[ black ][ boxes ] back to main tags

Aaron Swartz’s Wikipedia Entry: 03:07, 12 January 2013‎ – _______

13 January 2013

Aaron Swartz’s Wikipedia Entry: 03:07, 12 January 2013‎ – ________

After programmer/activist Aaron Swartz’s suicide on January 11th, one might expect that the death of a person who accomplished so much will instigate a flux of wikipedia activity. And it did. Since the writing of this post, people have written/edited/revised 363 entries since the timestamp referenced in the title: 03:07, 12 January 2013‎.

In bytes, Swartz’s entry went from 9,315 to 31,883 bytes in this short span of time, including a flurry of new information, sources, as well as source checking and verification. To show the results of this activity, the following 2 screen captures compare the before and after of his page.

//before

Alt swartz's wiki page before his death

//after

Alt swartz's wiki page after his death

Immediately evident is the more comprehensive additions to the introduction. The former includes 4 sentences on 3 lines. This brevity seems to highlight his alleged crime of illegally downloading academic publications from JSTOR, rather than his activist and software development projects and philosophies. The latter’s length and content are much more characteristic of a proper introduction, providing a synopsis of not just his major accomplishments and deeds, but setting up some of the philosophies driving his desire and actions to liberate information.

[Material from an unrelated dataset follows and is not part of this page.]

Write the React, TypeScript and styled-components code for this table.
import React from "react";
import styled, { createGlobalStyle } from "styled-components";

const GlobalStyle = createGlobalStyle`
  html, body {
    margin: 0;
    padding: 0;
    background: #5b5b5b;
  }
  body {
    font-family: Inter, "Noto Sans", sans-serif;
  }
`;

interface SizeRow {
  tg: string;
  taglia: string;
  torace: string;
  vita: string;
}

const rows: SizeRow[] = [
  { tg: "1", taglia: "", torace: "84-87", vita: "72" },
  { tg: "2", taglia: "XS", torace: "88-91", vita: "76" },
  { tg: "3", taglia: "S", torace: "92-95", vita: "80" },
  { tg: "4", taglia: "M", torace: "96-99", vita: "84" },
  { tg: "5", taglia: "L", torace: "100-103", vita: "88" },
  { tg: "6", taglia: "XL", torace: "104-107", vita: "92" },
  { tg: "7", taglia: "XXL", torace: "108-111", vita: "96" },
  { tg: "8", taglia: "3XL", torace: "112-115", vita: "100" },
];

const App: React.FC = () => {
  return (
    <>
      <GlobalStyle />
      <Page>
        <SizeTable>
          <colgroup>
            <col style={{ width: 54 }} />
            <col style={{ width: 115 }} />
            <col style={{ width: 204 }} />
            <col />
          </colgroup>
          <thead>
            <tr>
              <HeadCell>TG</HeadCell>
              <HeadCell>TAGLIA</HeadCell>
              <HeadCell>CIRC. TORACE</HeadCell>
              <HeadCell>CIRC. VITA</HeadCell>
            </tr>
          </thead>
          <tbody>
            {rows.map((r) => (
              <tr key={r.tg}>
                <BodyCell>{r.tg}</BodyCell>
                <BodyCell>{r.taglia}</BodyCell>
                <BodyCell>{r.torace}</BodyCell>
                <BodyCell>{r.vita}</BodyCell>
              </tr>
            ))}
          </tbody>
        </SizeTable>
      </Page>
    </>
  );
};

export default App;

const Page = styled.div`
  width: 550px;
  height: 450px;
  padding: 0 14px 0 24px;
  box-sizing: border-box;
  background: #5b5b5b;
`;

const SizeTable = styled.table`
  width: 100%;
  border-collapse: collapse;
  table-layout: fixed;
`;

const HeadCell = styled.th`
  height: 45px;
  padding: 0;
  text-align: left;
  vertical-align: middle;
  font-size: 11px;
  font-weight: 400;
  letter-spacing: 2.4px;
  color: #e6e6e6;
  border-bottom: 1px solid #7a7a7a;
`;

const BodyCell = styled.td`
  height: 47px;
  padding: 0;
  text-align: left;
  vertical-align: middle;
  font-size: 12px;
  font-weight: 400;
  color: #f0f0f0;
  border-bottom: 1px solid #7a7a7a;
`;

“Information is power,” wrote Swartz in his Guerilla Open Access Manifesto, and he knew that many agree that knowledge should be free and open. As a scholar of rhetoric and writing, I also agree, but only to an extent. Open access is not enough, because a person must still integrate other ideas into their own. For me, databases with open access to rich and robust ideas provide people with the means to enrich their own ideas and writing. A central figure in computing and software, Alan Kay once wrote:

The weakness of databases is that they let you retrieve facts, while the strength of our culture over the past several hundred years has been our ability to take on multiple points of view. It should be possible for every kid everywhere to test what he or she is being told either against arguments of others or by appeal to computer simulation. The question is: will society nurture that potential or suppress it? (qtd. in Kasch)

Kay’s questioning of the nurturing or suppression of this vision connects back to his, among numerous other computer scientists since the 1960s, challenge to not only develop more advanced programming languages, but also expose students to the potential power of computers and computational thinking as a way toward seeing, mapping, and navigating the numerous cultural systems. Swartz development work with RSS 1.0 and Reddit have become places for a host of cultures to share and learn from each other. This is not to say that the learning may be thin at times in these digital publics. Yet, these tools influenced many of the web-based tools to come and permeate our cultural methods of finding, consuming, sharing, and re-integrating old and new ideas.

A good example of this process can be found on Swartz’s wiki entry page, which now includes a very interesting addition at 3:07am on January 12, 2013. The following screen capture shows the first inclusion of Swartz’s death at the aforementioned time that is also seen in the above “before” screen capture. This is what readers see on the front-end. The following screen capture shows Wikipedia’s back-end, where the value of fact-checking and verification that seems all-too-rare in today’s world of news, was practiced in this context:

Alt swartz's wiki page after his death Note the bottom (first) entry that indicates the inclusion of Swartz’s death at 3:07am, which is then removed.

After the “anonymous” user’s post was removed, due to suspected vandalism,” the user claimed that he was Swartz’s uncle. It was reinstated but then removed again by another person, who also wrote back, “Actually, I think the warning above is a bit harsh. If you’re not a prankster, please accept Wikipedia’s apology and the sympathy of Aaron’s many friends. But, clearly, this is the sort of thing for which reliable sourcing is really desirable. MarkBernstein (talk) 05:21, 12 January 2013 (UTC)” ([wiki entry revision]). Whether or not this was, in fact, Swartz’s uncle, this small example tells a small tale about the types of interactions that occur on a grand scale everyday on sites such as Wikipedia.

I would like to think that Swartz, a person who fought for such values for everyone, would enjoy this flurry of open-sourced, networked writing and editing on his entry. His entry is now much more robust, and will perhaps be maintained for much time to come. Most fittingly, Swartz’s Wikipedia entry (like many on Wikipedia) has become a good example of source integration, because it reflects his value to share and provide open access to knowledge and ideas, but also implement that knowledge and send it back downstream for more people to read, critique, and utilize in some new context.